[Lines of data]
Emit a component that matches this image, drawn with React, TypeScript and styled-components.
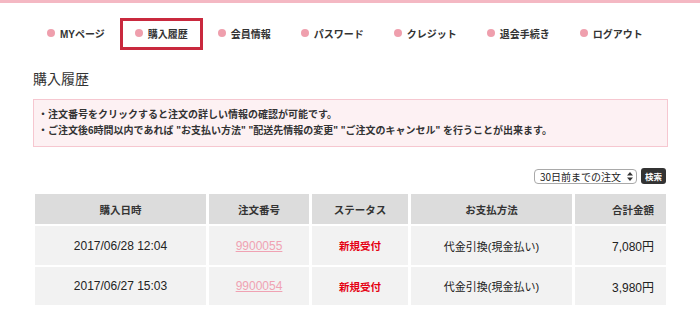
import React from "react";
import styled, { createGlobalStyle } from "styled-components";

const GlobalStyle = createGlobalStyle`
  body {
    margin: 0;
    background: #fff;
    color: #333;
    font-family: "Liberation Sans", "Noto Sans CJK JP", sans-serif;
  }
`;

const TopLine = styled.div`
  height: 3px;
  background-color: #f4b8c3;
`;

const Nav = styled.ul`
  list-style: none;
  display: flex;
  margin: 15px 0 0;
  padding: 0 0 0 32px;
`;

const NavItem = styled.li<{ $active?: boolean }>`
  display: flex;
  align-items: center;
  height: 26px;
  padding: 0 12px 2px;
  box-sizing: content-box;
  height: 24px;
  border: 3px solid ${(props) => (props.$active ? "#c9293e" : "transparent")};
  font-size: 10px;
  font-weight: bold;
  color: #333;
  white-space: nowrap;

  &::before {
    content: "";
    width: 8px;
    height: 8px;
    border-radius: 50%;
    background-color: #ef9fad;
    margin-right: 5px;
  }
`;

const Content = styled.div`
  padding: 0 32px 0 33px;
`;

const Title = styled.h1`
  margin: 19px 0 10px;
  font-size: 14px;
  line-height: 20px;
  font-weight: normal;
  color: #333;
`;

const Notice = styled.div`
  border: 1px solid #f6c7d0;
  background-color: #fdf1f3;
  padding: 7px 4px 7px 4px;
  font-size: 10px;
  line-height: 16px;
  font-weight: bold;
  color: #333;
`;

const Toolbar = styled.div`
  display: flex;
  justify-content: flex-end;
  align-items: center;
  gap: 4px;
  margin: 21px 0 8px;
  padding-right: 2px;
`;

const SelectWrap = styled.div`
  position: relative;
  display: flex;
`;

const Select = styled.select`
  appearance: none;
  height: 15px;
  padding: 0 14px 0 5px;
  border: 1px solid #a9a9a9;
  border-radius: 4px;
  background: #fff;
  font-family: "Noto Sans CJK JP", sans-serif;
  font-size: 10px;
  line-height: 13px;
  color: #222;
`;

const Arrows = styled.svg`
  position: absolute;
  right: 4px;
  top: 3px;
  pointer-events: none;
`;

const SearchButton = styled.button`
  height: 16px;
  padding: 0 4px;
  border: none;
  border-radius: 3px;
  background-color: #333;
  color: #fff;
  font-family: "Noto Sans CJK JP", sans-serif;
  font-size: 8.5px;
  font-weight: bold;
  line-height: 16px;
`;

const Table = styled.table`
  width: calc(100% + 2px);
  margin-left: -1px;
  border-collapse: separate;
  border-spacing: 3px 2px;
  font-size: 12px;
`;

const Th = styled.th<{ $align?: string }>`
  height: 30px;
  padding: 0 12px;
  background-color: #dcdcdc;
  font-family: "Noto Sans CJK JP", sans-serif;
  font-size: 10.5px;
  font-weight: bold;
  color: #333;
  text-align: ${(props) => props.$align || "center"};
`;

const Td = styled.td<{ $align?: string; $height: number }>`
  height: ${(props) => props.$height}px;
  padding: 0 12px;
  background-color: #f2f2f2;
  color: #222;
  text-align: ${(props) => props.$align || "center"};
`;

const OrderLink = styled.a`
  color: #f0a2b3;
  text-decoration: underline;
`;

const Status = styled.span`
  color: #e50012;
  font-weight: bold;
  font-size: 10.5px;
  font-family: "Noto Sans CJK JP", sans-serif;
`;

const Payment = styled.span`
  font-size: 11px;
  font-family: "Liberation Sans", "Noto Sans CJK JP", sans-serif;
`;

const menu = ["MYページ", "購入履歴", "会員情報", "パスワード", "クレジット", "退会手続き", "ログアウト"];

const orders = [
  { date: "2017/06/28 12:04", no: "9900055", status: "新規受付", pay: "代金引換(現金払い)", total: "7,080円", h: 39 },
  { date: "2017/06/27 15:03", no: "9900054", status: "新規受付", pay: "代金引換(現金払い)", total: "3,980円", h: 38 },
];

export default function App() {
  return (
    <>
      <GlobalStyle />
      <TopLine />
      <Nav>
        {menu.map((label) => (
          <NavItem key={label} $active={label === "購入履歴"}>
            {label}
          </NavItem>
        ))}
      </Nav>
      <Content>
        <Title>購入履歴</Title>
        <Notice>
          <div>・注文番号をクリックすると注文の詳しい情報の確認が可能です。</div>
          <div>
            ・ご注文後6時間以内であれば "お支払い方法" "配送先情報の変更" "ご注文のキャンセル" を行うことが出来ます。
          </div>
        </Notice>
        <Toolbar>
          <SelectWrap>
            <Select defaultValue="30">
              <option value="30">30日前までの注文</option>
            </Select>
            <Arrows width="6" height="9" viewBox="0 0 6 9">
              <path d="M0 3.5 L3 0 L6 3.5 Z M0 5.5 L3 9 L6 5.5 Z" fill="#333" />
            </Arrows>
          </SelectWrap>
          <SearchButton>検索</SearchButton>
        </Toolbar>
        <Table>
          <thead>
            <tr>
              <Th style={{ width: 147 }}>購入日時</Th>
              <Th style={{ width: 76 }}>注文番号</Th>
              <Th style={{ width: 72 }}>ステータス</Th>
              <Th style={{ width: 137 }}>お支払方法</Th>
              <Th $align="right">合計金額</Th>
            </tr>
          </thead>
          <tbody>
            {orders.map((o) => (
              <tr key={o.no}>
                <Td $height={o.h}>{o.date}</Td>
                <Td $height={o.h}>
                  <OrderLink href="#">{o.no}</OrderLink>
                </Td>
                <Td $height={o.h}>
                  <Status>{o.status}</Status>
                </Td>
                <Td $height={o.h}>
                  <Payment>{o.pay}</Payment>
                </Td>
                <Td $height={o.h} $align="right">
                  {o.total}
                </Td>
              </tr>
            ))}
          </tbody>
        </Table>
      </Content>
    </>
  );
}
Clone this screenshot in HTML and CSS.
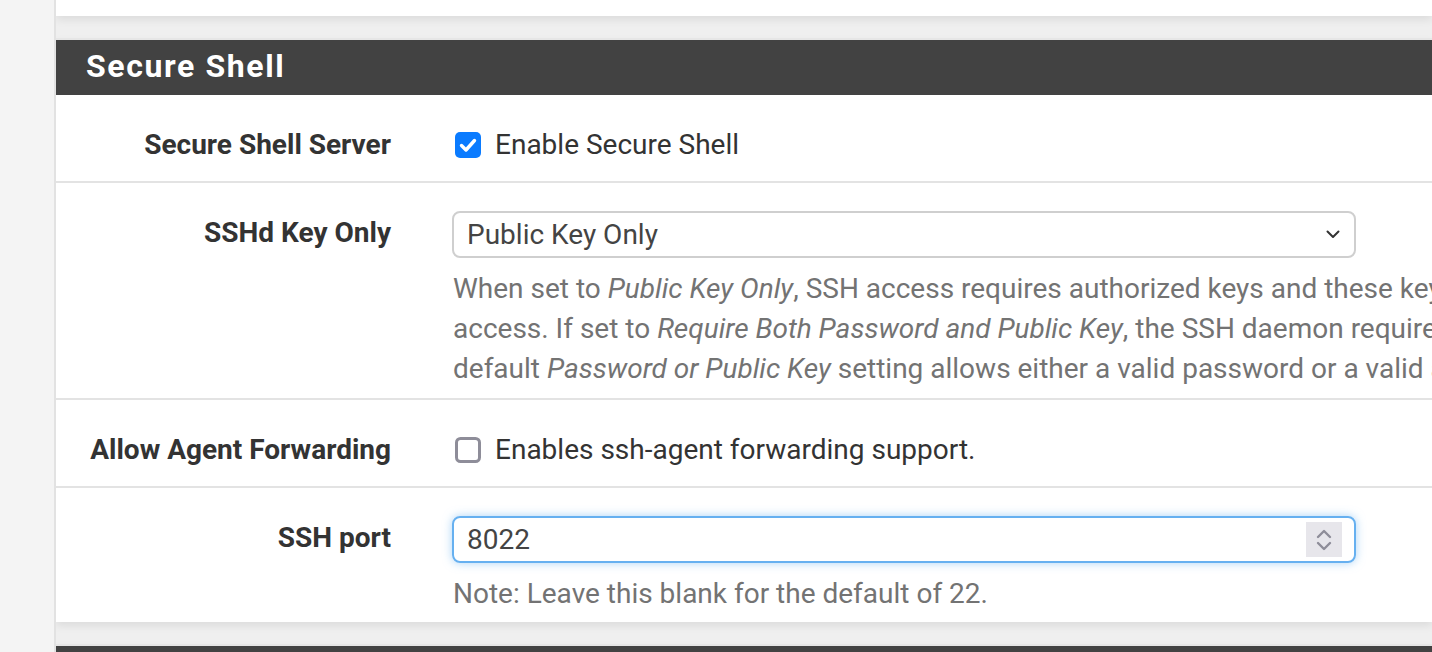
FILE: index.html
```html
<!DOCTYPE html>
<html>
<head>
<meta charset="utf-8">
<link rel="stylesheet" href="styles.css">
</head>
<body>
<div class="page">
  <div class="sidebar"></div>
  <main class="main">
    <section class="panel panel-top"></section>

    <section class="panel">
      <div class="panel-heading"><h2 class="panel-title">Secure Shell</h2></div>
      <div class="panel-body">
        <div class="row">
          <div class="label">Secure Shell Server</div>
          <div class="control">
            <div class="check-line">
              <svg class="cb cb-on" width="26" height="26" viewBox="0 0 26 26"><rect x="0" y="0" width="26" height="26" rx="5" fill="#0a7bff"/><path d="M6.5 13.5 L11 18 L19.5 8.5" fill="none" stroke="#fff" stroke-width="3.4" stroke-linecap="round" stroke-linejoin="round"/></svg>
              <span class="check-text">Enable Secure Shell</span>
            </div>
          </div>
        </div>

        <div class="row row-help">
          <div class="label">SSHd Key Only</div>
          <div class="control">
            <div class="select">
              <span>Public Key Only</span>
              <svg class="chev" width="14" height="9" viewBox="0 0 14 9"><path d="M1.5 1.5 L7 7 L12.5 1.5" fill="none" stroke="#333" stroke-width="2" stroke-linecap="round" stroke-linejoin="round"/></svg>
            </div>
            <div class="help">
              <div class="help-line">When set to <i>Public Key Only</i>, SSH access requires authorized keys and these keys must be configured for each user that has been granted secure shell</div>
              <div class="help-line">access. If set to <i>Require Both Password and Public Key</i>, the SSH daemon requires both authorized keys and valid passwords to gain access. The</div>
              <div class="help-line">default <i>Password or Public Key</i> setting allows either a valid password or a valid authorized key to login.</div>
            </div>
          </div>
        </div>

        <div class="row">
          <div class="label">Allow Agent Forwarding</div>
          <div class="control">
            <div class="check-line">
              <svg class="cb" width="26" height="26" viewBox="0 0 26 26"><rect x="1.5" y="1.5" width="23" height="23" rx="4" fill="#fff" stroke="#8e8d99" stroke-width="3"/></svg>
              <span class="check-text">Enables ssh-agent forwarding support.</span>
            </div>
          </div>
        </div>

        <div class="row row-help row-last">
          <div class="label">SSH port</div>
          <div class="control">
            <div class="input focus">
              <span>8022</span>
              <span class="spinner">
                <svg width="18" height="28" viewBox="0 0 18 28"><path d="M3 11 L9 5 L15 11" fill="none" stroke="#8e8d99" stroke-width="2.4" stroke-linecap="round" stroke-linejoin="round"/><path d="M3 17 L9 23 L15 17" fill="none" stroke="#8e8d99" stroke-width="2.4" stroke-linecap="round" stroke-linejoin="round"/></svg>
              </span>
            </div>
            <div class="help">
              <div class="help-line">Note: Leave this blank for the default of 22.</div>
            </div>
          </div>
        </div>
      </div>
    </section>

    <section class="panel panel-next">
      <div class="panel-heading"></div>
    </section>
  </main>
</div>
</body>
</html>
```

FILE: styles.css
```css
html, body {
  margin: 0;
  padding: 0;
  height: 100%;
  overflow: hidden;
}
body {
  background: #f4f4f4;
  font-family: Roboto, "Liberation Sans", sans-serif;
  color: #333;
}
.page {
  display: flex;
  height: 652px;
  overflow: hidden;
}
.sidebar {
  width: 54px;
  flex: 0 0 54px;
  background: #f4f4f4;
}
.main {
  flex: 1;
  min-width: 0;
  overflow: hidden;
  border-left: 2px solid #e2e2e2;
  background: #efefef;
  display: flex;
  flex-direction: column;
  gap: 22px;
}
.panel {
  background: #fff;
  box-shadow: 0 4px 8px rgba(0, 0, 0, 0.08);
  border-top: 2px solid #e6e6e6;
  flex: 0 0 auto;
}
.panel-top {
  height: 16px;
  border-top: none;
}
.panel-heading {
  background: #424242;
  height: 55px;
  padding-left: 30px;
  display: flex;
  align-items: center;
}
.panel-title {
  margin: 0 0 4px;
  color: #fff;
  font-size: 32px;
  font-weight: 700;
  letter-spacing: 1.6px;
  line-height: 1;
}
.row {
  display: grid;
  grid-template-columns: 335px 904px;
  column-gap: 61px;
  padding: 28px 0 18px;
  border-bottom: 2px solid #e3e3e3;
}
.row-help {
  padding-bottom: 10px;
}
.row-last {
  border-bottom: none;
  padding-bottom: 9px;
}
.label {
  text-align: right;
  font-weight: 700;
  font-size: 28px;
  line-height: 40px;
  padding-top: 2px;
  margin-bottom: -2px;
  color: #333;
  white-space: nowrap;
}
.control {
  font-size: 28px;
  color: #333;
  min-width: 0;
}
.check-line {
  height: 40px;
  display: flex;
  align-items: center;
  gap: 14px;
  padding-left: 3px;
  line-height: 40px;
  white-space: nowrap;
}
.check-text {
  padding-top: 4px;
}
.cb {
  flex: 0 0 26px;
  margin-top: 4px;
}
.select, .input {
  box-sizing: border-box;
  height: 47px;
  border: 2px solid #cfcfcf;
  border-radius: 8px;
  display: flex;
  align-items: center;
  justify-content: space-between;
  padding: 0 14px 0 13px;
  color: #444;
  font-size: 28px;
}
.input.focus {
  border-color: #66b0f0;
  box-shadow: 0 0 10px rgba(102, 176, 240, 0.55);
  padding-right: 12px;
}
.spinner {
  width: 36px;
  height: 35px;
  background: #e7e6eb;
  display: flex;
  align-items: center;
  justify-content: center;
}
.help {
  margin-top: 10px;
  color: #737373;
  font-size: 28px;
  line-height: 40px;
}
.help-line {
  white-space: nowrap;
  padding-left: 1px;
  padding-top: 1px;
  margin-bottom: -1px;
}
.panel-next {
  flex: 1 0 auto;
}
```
...
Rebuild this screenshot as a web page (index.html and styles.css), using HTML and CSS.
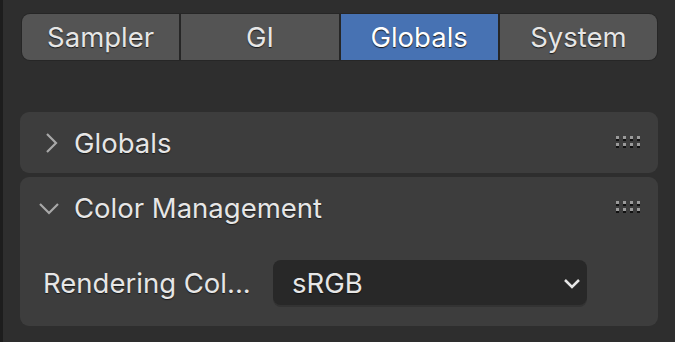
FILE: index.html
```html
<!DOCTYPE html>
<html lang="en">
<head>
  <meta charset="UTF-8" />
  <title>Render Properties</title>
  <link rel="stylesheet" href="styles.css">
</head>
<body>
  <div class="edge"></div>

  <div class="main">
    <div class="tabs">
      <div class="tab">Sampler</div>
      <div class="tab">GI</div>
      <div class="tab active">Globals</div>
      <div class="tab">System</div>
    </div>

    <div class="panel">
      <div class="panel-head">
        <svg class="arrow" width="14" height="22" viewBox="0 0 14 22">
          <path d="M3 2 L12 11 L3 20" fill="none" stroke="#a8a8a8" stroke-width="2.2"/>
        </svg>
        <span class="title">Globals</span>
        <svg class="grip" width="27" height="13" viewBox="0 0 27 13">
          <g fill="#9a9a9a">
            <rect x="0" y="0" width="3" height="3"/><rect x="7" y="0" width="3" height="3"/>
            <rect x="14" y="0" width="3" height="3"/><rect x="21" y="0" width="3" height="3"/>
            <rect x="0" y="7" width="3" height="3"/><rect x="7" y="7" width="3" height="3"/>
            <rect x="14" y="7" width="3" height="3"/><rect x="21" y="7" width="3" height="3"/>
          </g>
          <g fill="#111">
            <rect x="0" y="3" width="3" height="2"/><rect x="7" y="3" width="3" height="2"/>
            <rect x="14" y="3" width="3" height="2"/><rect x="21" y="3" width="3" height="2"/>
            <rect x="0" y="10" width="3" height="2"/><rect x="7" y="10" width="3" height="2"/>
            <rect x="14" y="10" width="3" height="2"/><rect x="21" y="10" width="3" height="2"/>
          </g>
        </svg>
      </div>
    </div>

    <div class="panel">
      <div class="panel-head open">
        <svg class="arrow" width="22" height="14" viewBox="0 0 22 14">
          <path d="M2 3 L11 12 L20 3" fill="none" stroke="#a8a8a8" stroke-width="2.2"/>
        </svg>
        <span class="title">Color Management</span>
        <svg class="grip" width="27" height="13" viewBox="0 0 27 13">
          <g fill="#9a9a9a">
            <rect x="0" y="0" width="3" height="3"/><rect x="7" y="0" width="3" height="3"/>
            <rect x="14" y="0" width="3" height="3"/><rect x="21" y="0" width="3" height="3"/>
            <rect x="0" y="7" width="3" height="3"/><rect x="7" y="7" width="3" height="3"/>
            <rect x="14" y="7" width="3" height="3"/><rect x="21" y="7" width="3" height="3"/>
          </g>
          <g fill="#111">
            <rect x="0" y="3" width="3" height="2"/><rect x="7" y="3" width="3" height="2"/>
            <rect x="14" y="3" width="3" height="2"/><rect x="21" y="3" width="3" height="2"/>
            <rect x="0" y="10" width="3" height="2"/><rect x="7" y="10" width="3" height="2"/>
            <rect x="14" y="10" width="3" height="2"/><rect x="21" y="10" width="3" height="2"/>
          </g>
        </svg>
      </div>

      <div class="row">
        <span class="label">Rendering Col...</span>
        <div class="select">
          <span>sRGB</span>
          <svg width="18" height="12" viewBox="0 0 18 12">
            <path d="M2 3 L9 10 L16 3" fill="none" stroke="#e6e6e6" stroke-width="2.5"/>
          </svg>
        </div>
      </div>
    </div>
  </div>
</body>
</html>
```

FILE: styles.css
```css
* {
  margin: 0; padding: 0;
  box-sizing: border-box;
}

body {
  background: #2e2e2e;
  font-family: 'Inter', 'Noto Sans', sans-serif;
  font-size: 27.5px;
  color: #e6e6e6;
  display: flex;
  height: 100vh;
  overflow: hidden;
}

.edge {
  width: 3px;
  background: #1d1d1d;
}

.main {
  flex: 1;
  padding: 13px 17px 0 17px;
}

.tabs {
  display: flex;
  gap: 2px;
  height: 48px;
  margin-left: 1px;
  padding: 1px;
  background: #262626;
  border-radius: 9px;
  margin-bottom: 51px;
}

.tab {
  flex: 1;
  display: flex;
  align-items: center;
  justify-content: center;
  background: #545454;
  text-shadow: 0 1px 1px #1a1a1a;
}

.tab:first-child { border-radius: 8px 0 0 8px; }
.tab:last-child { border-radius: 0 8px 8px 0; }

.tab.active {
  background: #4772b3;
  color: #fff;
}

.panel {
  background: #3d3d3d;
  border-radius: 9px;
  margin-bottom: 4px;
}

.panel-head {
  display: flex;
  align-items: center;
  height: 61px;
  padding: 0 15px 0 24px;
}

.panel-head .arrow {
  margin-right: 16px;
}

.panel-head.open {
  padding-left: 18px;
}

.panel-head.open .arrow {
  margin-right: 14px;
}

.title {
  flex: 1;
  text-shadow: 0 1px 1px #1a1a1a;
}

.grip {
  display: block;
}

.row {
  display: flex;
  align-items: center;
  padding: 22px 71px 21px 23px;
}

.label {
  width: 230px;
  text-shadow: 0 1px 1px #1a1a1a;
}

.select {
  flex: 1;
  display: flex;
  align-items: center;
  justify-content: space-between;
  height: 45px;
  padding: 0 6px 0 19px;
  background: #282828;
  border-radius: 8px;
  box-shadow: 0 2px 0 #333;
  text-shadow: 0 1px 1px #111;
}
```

[Set exercise] Scan the lines for the string "page". Pick out every line that has it.

[Solution to the problem]
<div class="page">
.page {
Rebuild this screenshot as a web page (index.html and styles.css), using HTML and CSS.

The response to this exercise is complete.